Exercise:
Return the lines that follow, exactly as they appear, from the first through the one containing "Sidebar ---------- */"; no pictures are to be included.

--- Start of Recorded data ---

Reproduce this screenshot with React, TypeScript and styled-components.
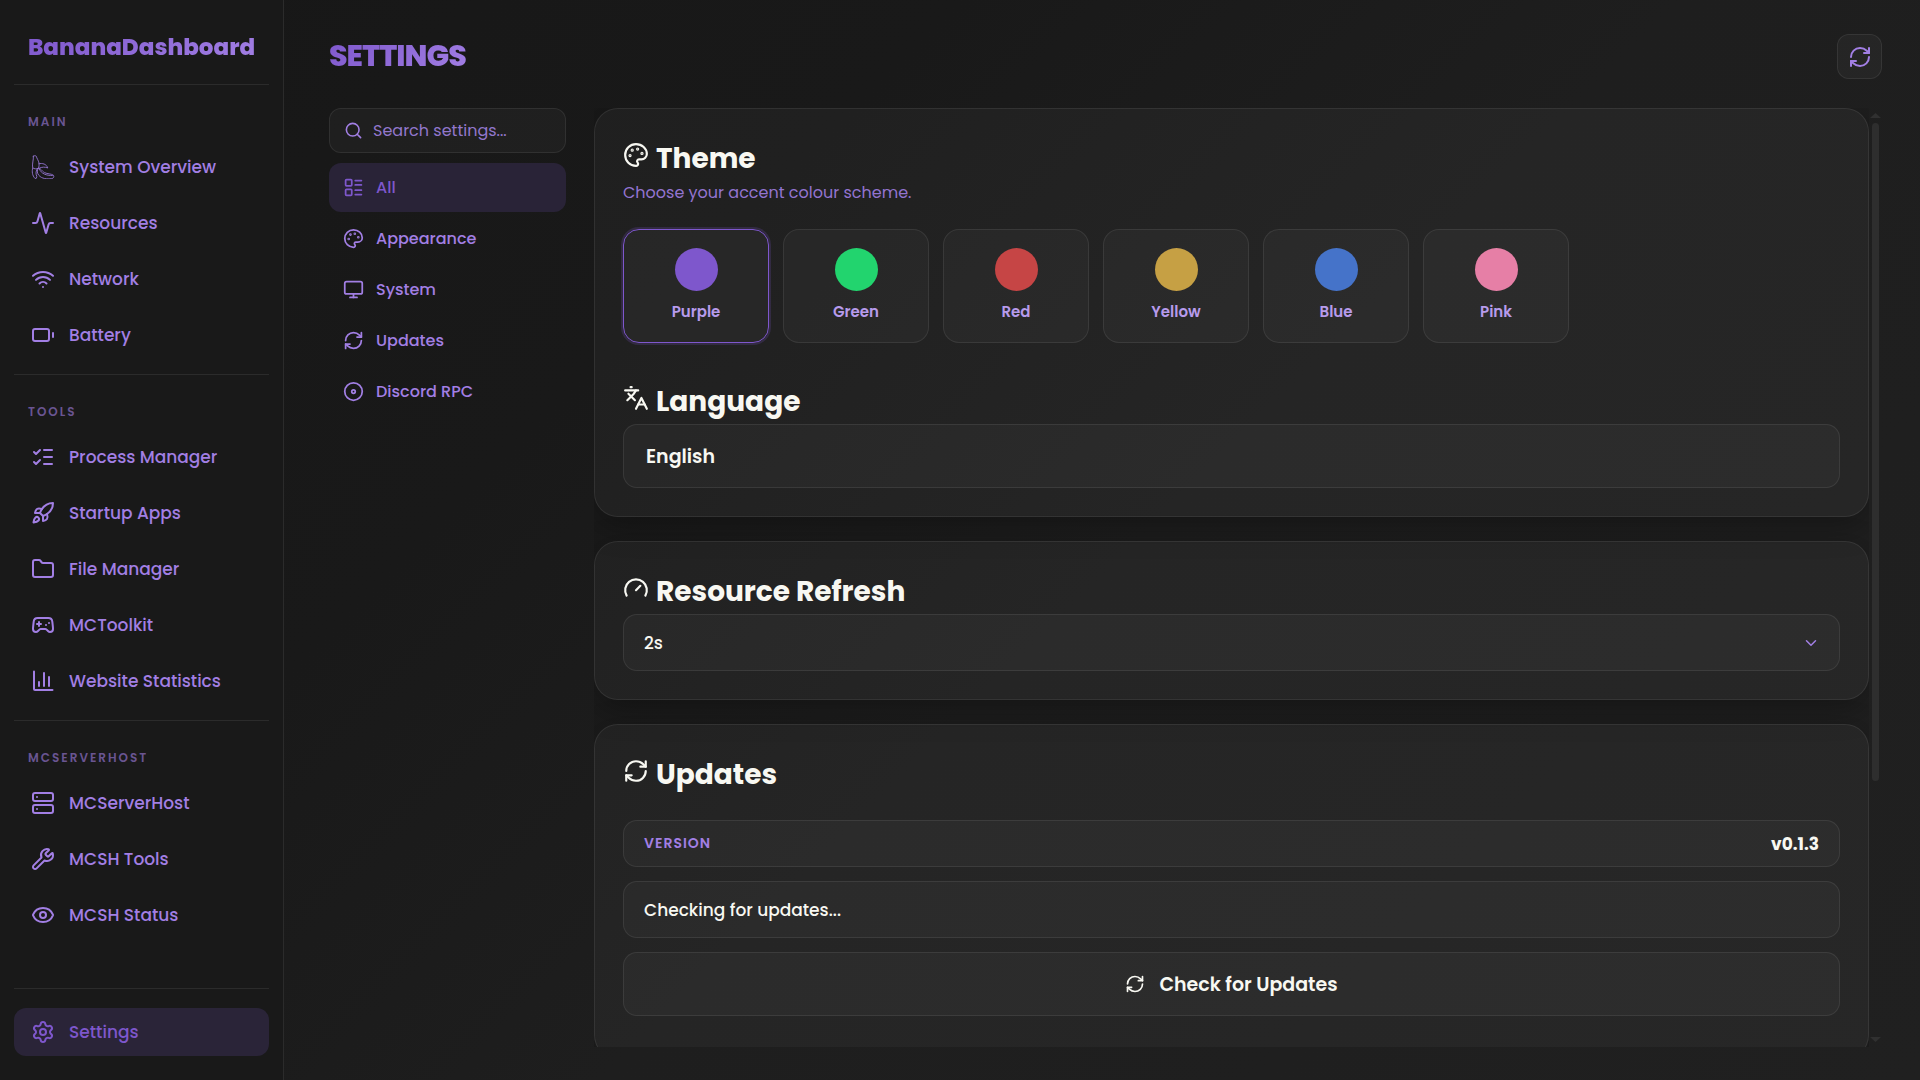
import React from "react";
import styled, { createGlobalStyle, css } from "styled-components";
import {
  Activity,
  Wifi,
  ListChecks,
  Rocket,
  Folder,
  Gamepad2,
  Server,
  Wrench,
  Eye,
  Settings as SettingsIcon,
  Search,
  LayoutList,
  Palette,
  Monitor,
  RefreshCw,
  Disc,
  Languages,
  Gauge,
  ChevronDown,
} from "lucide-react";

const color = {
  sidebar: "#191919",
  accent: "#7e57cc",
  accentSoft: "#a27fe4",
  accentPale: "#b79bec",
  text: "#f8f8f2",
  line: "rgba(255, 255, 255, 0.08)",
};

const GlobalStyle = createGlobalStyle`
  *, *::before, *::after { box-sizing: border-box; }
  body {
    margin: 0;
    background: #191919;
    color: ${color.text};
    font-family: Poppins, Inter, "Noto Sans", sans-serif;
    font-size: 16px;
  }
  button, input, select { font: inherit; color: inherit; margin: 0; }
`;

const Shell = styled.div`
  display: grid;
  grid-template-columns: 284px minmax(0, 1fr);
  height: 100vh;
  min-height: 640px;
  background: linear-gradient(135deg, #171717 0%, #191919 32%, #1e1e1e 56%, #202020 100%);
`;

/* ---------- Sidebar ---------- */

const Sidebar = styled.aside`
  display: flex;
  flex-direction: column;
  padding: 0 14px 24px;
  background: ${color.sidebar};
  border-right: 1px solid ${color.line};
  overflow: hidden;
`;

const gradientText = css`
  background: linear-gradient(135deg, ${color.accent}, ${color.accentSoft});
  background-clip: text;
  -webkit-background-clip: text;
  color: transparent;
`;

const Brand = styled.div`
  display: flex;
  align-items: center;
  justify-content: center;
  height: 84px;
  padding-top: 10px;
  font-size: 23px;
  font-weight: 800;
  line-height: 40px;

  span { ${gradientText} }
`;

const NavGroup = styled.section`
  display: flex;
  flex-direction: column;
  gap: 8px;
  padding-bottom: 15px;
  border-top: 1px solid ${color.line};
`;

const GroupLabel = styled.h2`
  margin: 0;
  padding: 27px 14px 3px;
  font-size: 12px;
  line-height: 20px;
  font-weight: 600;
  letter-spacing: 2px;
  color: rgba(162, 127, 228, 0.6);
`;

const SidebarFoot = styled.div`
  margin-top: auto;
  padding-top: 19px;
  border-top: 1px solid ${color.line};
`;

const NavLink = styled.a<{ $active?: boolean }>`
  display: flex;
  align-items: center;
  gap: 14px;
  height: 48px;
  padding: 0 17px;
  border-radius: 12px;
  font-size: 17px;
  font-weight: 500;
  text-decoration: none;
  color: ${(p) => (p.$active ? color.accent : color.accentSoft)};
  background: ${(p) => (p.$active ? "#2a2438" : "transparent")};

  svg { flex: none; }
`;

/* ---------- Main area ---------- */

const Main = styled.main`
  display: flex;
  flex-direction: column;
  min-width: 0;
  min-height: 0;
  padding: 34px 38px 33px 45px;
`;

const Header = styled.header`
  display: flex;
  align-items: flex-start;
  justify-content: space-between;
  margin-bottom: 29px;
`;

const PageTitle = styled.h1`
  margin: 0;
  font-size: 30px;
  line-height: 43px;
  font-weight: 800;
  letter-spacing: -1px;
  ${gradientText}
`;

const IconButton = styled.button`
  display: grid;
  place-items: center;
  width: 45px;
  height: 45px;
  padding: 0;
  border: 1px solid ${color.line};
  border-radius: 12px;
  background: rgba(255, 255, 255, 0.03);
  color: ${color.accentSoft};
`;

const Columns = styled.div`
  display: grid;
  grid-template-columns: 237px minmax(0, 1fr);
  gap: 28px;
  flex: 1;
  min-height: 0;
`;

const SubNav = styled.nav`
  display: flex;
  flex-direction: column;
  gap: 2px;
`;

const SearchBox = styled.label`
  display: flex;
  align-items: center;
  gap: 10px;
  height: 45px;
  margin-bottom: 8px;
  padding: 0 14px;
  border: 1px solid ${color.line};
  border-radius: 12px;
  background: rgba(255, 255, 255, 0.03);
  color: ${color.accentSoft};

  svg { flex: none; }

  input {
    flex: 1;
    min-width: 0;
    padding: 0;
    border: 0;
    outline: 0;
    background: none;
  }

  input::placeholder { color: #9277cc; opacity: 1; }
`;

const Tab = styled.button<{ $active?: boolean }>`
  display: flex;
  align-items: center;
  gap: 12px;
  height: 49px;
  padding: 0 14px;
  border: 0;
  border-radius: 12px;
  font-size: 16px;
  font-weight: 500;
  text-align: left;
  color: ${(p) => (p.$active ? color.accent : color.accentSoft)};
  background: ${(p) => (p.$active ? "#292337" : "transparent")};
`;

const ScrollPane = styled.div`
  display: grid;
  grid-template-columns: minmax(0, 1fr) 13px;
  min-height: 0;
`;

const CardList = styled.div`
  display: flex;
  flex-direction: column;
  gap: 24px;
  min-height: 0;
  overflow-y: auto;
  scrollbar-width: none;
`;

const Scrollbar = styled.div`
  display: flex;
  flex-direction: column;
  align-items: center;
  padding: 5px 0;
`;

const ScrollTrack = styled.div`
  flex: 1;
  width: 7px;
  margin: 5px 0;
`;

const ScrollThumb = styled.div`
  height: 72.4%;
  border-radius: 4px;
  background: #2e2e2e;
`;

const ScrollArrow = styled.div<{ $down?: boolean }>`
  width: 11px;
  height: 5px;
  background: #303030;
  clip-path: ${(p) => (p.$down ? "polygon(0 0, 100% 0, 50% 100%)" : "polygon(50% 0, 100% 100%, 0 100%)")};
`;

const Card = styled.section`
  flex: none;
  padding: 28px;
  border: 1px solid ${color.line};
  border-radius: 24px;
  background: rgba(255, 255, 255, 0.03);
  box-shadow: 0 8px 32px rgba(0, 0, 0, 0.3);
`;

const CardTitle = styled.h2`
  display: flex;
  align-items: flex-start;
  gap: 7px;
  margin: 0;
  font-size: 28px;
  line-height: 44px;
  font-weight: 700;

  svg { flex: none; margin-top: 5px; }
`;

const Hint = styled.p`
  margin: 0 0 24px;
  font-size: 16px;
  line-height: 24px;
  color: #9374d0;
`;

const Swatches = styled.div`
  display: flex;
  flex-wrap: wrap;
  gap: 14px;
  margin-bottom: 37px;
`;

const Swatch = styled.button<{ $active?: boolean }>`
  display: flex;
  flex-direction: column;
  align-items: center;
  gap: 10px;
  width: 146px;
  height: 114px;
  padding: 18px 0;
  border: 1px solid ${(p) => (p.$active ? color.accent : color.line)};
  border-radius: 16px;
  background: rgba(255, 255, 255, 0.03);
  box-shadow: ${(p) => (p.$active ? "0 0 0 2px rgba(126, 87, 204, 0.2)" : "none")};
  color: ${color.accentPale};
  font-size: 15px;
  line-height: 22px;
  font-weight: 600;
`;

const Dot = styled.span<{ $fill: string }>`
  width: 43px;
  height: 43px;
  border-radius: 50%;
  background: ${(p) => p.$fill};
`;

const field = css`
  border: 1px solid ${color.line};
  border-radius: 14px;
  background: rgba(255, 255, 255, 0.03);
`;

const SelectField = styled.div`
  display: grid;
  align-items: center;

  & > * { grid-area: 1 / 1; }

  svg {
    justify-self: end;
    margin-right: 20px;
    color: ${color.accentSoft};
    pointer-events: none;
  }
`;

const Select = styled.select<{ $large?: boolean }>`
  ${field}
  width: 100%;
  height: ${(p) => (p.$large ? "64px" : "57px")};
  padding: 0 ${(p) => (p.$large ? "22px" : "20px")};
  appearance: none;
  outline: 0;
  font-size: ${(p) => (p.$large ? "19px" : "17px")};
  font-weight: ${(p) => (p.$large ? 600 : 500)};
`;

const UpdateStack = styled.div`
  display: flex;
  flex-direction: column;
  gap: 14px;
  margin-top: 23px;
`;

const VersionRow = styled.div`
  ${field}
  display: flex;
  align-items: center;
  justify-content: space-between;
  height: 47px;
  padding: 0 20px;
`;

const VersionLabel = styled.span`
  font-size: 14px;
  font-weight: 600;
  letter-spacing: 1px;
  color: ${color.accentSoft};
`;

const VersionValue = styled.strong`
  font-size: 17px;
  font-weight: 700;
`;

const StatusRow = styled.div`
  ${field}
  display: flex;
  align-items: center;
  height: 57px;
  padding: 0 20px;
  font-size: 17px;
  font-weight: 500;
`;

const ActionButton = styled.button`
  ${field}
  display: flex;
  align-items: center;
  justify-content: center;
  gap: 14px;
  height: 64px;
  font-size: 19px;
  font-weight: 600;
`;

const BananaIcon = () => (
  <svg width="24" height="24" viewBox="0 0 24 24" fill="none" stroke="currentColor" strokeWidth="0.9" strokeLinecap="round" strokeLinejoin="round" opacity="0.9">
    <path d="M2.400 1.200C3 .5 4.700.5 5.300 1.300c.4 2 2.200 4.200 2.700 6.700.3 2 0 3.800-.6 5.200C5.500 14.200 3 14 1.700 12.800.9 9 2.700 5 2.400 1.200Z" />
    <path d="M7.800 8.800c3.700-1 7.600.2 9 4.200-2.700-1.200-5.700-1.200-8.600.2" />
    <path d="M1.700 13c-.9 3.300-.6 7.500 2.400 10.500l1.300-.3.400-1.700c-1.300-3-1-5.800.8-8.200" />
    <path d="M7.200 13.400c2.400-.8 3.600 2.800 6.300 4.200 3 1.500 6.800 1 9 2.700.8 1.500 0 3-1.700 3.300-5 .6-10 .2-13-3.300-1.700-2.200-2-4.500-.6-6.900Z" />
    <path d="M8.400 14.200c1.800 4.300 6.800 6.600 12.900 6.300" />
  </svg>
);

const ChartIcon = () => (
  <svg width="24" height="24" viewBox="0 0 24 24" fill="none" stroke="currentColor" strokeWidth="2" strokeLinecap="round" strokeLinejoin="round">
    <path d="M3 2.500v17.500a1 1 0 0 0 1 1h17.500M8 17v-4M13 17V4M18 17V8" />
  </svg>
);

const BatteryIcon = () => (
  <svg width="24" height="24" viewBox="0 0 24 24" fill="none" stroke="currentColor" strokeWidth="2" strokeLinecap="round" strokeLinejoin="round">
    <rect x="2" y="6" width="16" height="12" rx="2" />
    <path d="M22 10v4" />
  </svg>
);

type Item = { label: string; icon: React.ReactNode };

const groups: { title: string; items: Item[] }[] = [
  {
    title: "MAIN",
    items: [
      { label: "System Overview", icon: <BananaIcon /> },
      { label: "Resources", icon: <Activity /> },
      { label: "Network", icon: <Wifi /> },
      { label: "Battery", icon: <BatteryIcon /> },
    ],
  },
  {
    title: "TOOLS",
    items: [
      { label: "Process Manager", icon: <ListChecks /> },
      { label: "Startup Apps", icon: <Rocket /> },
      { label: "File Manager", icon: <Folder /> },
      { label: "MCToolkit", icon: <Gamepad2 /> },
      { label: "Website Statistics", icon: <ChartIcon /> },
    ],
  },
  {
    title: "MCSERVERHOST",
    items: [
      { label: "MCServerHost", icon: <Server /> },
      { label: "MCSH Tools", icon: <Wrench /> },
      { label: "MCSH Status", icon: <Eye /> },
    ],
  },
];

const tabs: Item[] = [
  { label: "All", icon: <LayoutList size={21} /> },
  { label: "Appearance", icon: <Palette size={21} /> },
  { label: "System", icon: <Monitor size={21} /> },
  { label: "Updates", icon: <RefreshCw size={21} /> },
  { label: "Discord RPC", icon: <Disc size={21} /> },
];

const themes = [
  { name: "Purple", fill: "#7e57cc" },
  { name: "Green", fill: "#22d46e" },
  { name: "Red", fill: "#c64545" },
  { name: "Yellow", fill: "#c6a044" },
  { name: "Blue", fill: "#4573c9" },
  { name: "Pink", fill: "#e67fa6" },
];

export default function App() {
  const [tab, setTab] = React.useState("All");
  const [theme, setTheme] = React.useState("Purple");

  return (
    <>
      <GlobalStyle />
      <Shell>
        <Sidebar>
          <Brand><span>BananaDashboard</span></Brand>
          {groups.map((group) => (
            <NavGroup key={group.title}>
              <GroupLabel>{group.title}</GroupLabel>
              {group.items.map((item) => (
                <NavLink key={item.label} href="#">
                  {item.icon}
                  {item.label}
                </NavLink>
              ))}
            </NavGroup>
          ))}
          <SidebarFoot>
            <NavLink href="#" $active aria-current="page">
              <SettingsIcon />
              Settings
            </NavLink>
          </SidebarFoot>
        </Sidebar>

        <Main>
          <Header>
            <PageTitle>SETTINGS</PageTitle>
            <IconButton aria-label="Refresh">
              <RefreshCw size={24} />
            </IconButton>
          </Header>

          <Columns>
            <SubNav>
              <SearchBox>
                <Search size={19} />
                <input type="text" placeholder="Search settings..." aria-label="Search settings" />
              </SearchBox>
              {tabs.map((item) => (
                <Tab key={item.label} $active={tab === item.label} onClick={() => setTab(item.label)}>
                  {item.icon}
                  {item.label}
                </Tab>
              ))}
            </SubNav>

            <ScrollPane>
              <CardList>
                <Card>
                  <CardTitle><Palette size={26} />Theme</CardTitle>
                  <Hint>Choose your accent colour scheme.</Hint>
                  <Swatches>
                    {themes.map((t) => (
                      <Swatch key={t.name} $active={theme === t.name} onClick={() => setTheme(t.name)}>
                        <Dot $fill={t.fill} />
                        {t.name}
                      </Swatch>
                    ))}
                  </Swatches>
                  <CardTitle><Languages size={26} />Language</CardTitle>
                  <SelectField>
                    <Select $large aria-label="Language">
                      <option>English</option>
                    </Select>
                  </SelectField>
                </Card>

                <Card>
                  <CardTitle><Gauge size={26} />Resource Refresh</CardTitle>
                  <SelectField>
                    <Select aria-label="Resource refresh interval">
                      <option>2s</option>
                    </Select>
                    <ChevronDown size={18} />
                  </SelectField>
                </Card>

                <Card>
                  <CardTitle><RefreshCw size={26} />Updates</CardTitle>
                  <UpdateStack>
                    <VersionRow>
                      <VersionLabel>VERSION</VersionLabel>
                      <VersionValue>v0.1.3</VersionValue>
                    </VersionRow>
                    <StatusRow>Checking for updates...</StatusRow>
                    <ActionButton>
                      <RefreshCw size={20} />
                      Check for Updates
                    </ActionButton>
                    <div role="status" />
                  </UpdateStack>
                </Card>
              </CardList>
              <Scrollbar aria-hidden="true">
                <ScrollArrow />
                <ScrollTrack><ScrollThumb /></ScrollTrack>
                <ScrollArrow $down />
              </Scrollbar>
            </ScrollPane>
          </Columns>
        </Main>
      </Shell>
    </>
  );
}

--- End of Recorded data ---

Result of this task:
Reproduce this screenshot with React, TypeScript and styled-components.
import React from "react";
import styled, { createGlobalStyle, css } from "styled-components";
import {
  Activity,
  Wifi,
  ListChecks,
  Rocket,
  Folder,
  Gamepad2,
  Server,
  Wrench,
  Eye,
  Settings as SettingsIcon,
  Search,
  LayoutList,
  Palette,
  Monitor,
  RefreshCw,
  Disc,
  Languages,
  Gauge,
  ChevronDown,
} from "lucide-react";

const color = {
  sidebar: "#191919",
  accent: "#7e57cc",
  accentSoft: "#a27fe4",
  accentPale: "#b79bec",
  text: "#f8f8f2",
  line: "rgba(255, 255, 255, 0.08)",
};

const GlobalStyle = createGlobalStyle`
  *, *::before, *::after { box-sizing: border-box; }
  body {
    margin: 0;
    background: #191919;
    color: ${color.text};
    font-family: Poppins, Inter, "Noto Sans", sans-serif;
    font-size: 16px;
  }
  button, input, select { font: inherit; color: inherit; margin: 0; }
`;

const Shell = styled.div`
  display: grid;
  grid-template-columns: 284px minmax(0, 1fr);
  height: 100vh;
  min-height: 640px;
  background: linear-gradient(135deg, #171717 0%, #191919 32%, #1e1e1e 56%, #202020 100%);
`;

/* ---------- Sidebar ---------- */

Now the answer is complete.